--- BEGIN ENTRIES ---
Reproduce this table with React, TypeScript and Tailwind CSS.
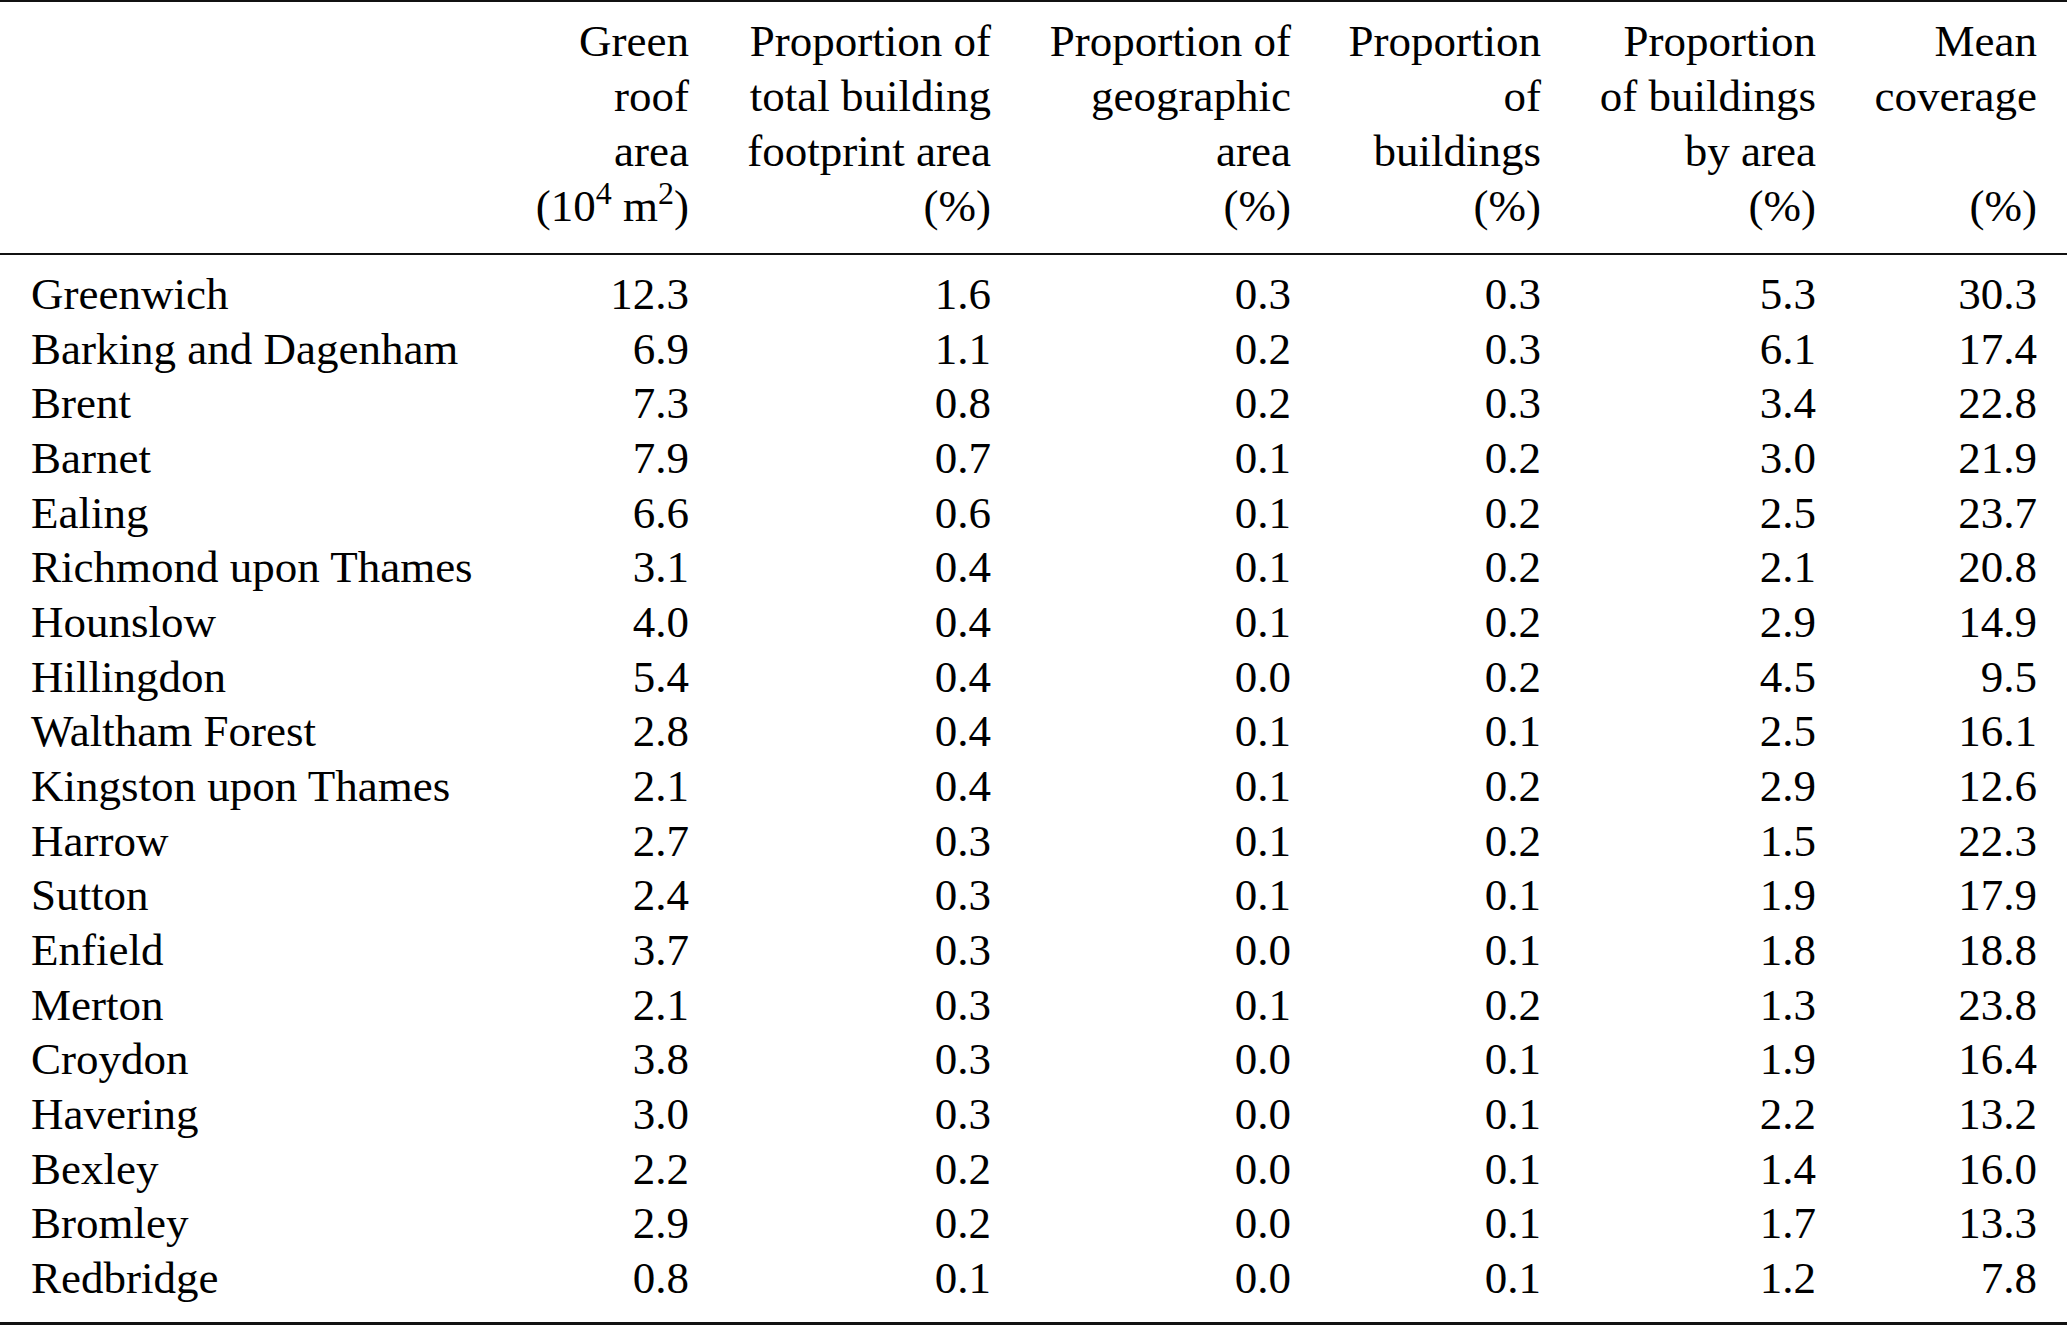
import React from "react";

const rows: [string, string, string, string, string, string, string][] = [
  ["Greenwich", "12.3", "1.6", "0.3", "0.3", "5.3", "30.3"],
  ["Barking and Dagenham", "6.9", "1.1", "0.2", "0.3", "6.1", "17.4"],
  ["Brent", "7.3", "0.8", "0.2", "0.3", "3.4", "22.8"],
  ["Barnet", "7.9", "0.7", "0.1", "0.2", "3.0", "21.9"],
  ["Ealing", "6.6", "0.6", "0.1", "0.2", "2.5", "23.7"],
  ["Richmond upon Thames", "3.1", "0.4", "0.1", "0.2", "2.1", "20.8"],
  ["Hounslow", "4.0", "0.4", "0.1", "0.2", "2.9", "14.9"],
  ["Hillingdon", "5.4", "0.4", "0.0", "0.2", "4.5", "9.5"],
  ["Waltham Forest", "2.8", "0.4", "0.1", "0.1", "2.5", "16.1"],
  ["Kingston upon Thames", "2.1", "0.4", "0.1", "0.2", "2.9", "12.6"],
  ["Harrow", "2.7", "0.3", "0.1", "0.2", "1.5", "22.3"],
  ["Sutton", "2.4", "0.3", "0.1", "0.1", "1.9", "17.9"],
  ["Enfield", "3.7", "0.3", "0.0", "0.1", "1.8", "18.8"],
  ["Merton", "2.1", "0.3", "0.1", "0.2", "1.3", "23.8"],
  ["Croydon", "3.8", "0.3", "0.0", "0.1", "1.9", "16.4"],
  ["Havering", "3.0", "0.3", "0.0", "0.1", "2.2", "13.2"],
  ["Bexley", "2.2", "0.2", "0.0", "0.1", "1.4", "16.0"],
  ["Bromley", "2.9", "0.2", "0.0", "0.1", "1.7", "13.3"],
  ["Redbridge", "0.8", "0.1", "0.0", "0.1", "1.2", "7.8"],
];

const headers: React.ReactNode[][] = [
  [
    "Green",
    "roof",
    "area",
    <span key="u">
      (10<sup className="text-[32px] top-[-17px]">4</sup> m<sup className="text-[32px] top-[-17px]">2</sup>)
    </span>,
  ],
  ["Proportion of", "total building", "footprint area", "(%)"],
  ["Proportion of", "geographic", "area", "(%)"],
  ["Proportion", "of", "buildings", "(%)"],
  ["Proportion", "of buildings", "by area", "(%)"],
  ["Mean", "coverage", "\u00a0", "(%)"],
];

const cols =
  "grid grid-cols-[500px_189px_302px_300px_250px_275px_221px_30px]";

export default function App() {
  return (
    <div className="w-[2067px] h-[1325px] bg-white text-black font-['Liberation_Serif',serif] text-[45px] overflow-hidden">
      <div className="border-t-2 border-[#111]">
        <div className={`${cols} pt-[12px] pb-[19px] border-b-2 border-[#111] leading-[55px]`}>
          <div />
          {headers.map((lines, i) => (
            <div key={i} className="text-right whitespace-nowrap">
              {lines.map((l, j) => (
                <div key={j}>{l}</div>
              ))}
            </div>
          ))}
          <div />
        </div>
        <div className={`${cols} pt-[12px] pb-[16px] border-b-[3px] border-[#111] leading-[54.67px]`}>
          {rows.map((r) => (
            <React.Fragment key={r[0]}>
              <div className="pl-[31px] whitespace-nowrap">{r[0]}</div>
              {r.slice(1).map((v, k) => (
                <div key={k} className="text-right">
                  {v}
                </div>
              ))}
              <div />
            </React.Fragment>
          ))}
        </div>
      </div>
    </div>
  );
}
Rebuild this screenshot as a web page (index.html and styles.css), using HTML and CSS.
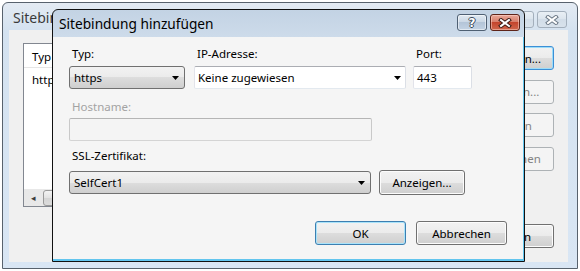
--- END ENTRIES ---
• YOUR TASK
Restate exactly, please, only the lines between the start of the data and the line containing "import React from", both ends included, skipping the pictures.

• EXERCISE SOLUTION
Reproduce this table with React, TypeScript and Tailwind CSS.
import React from "react";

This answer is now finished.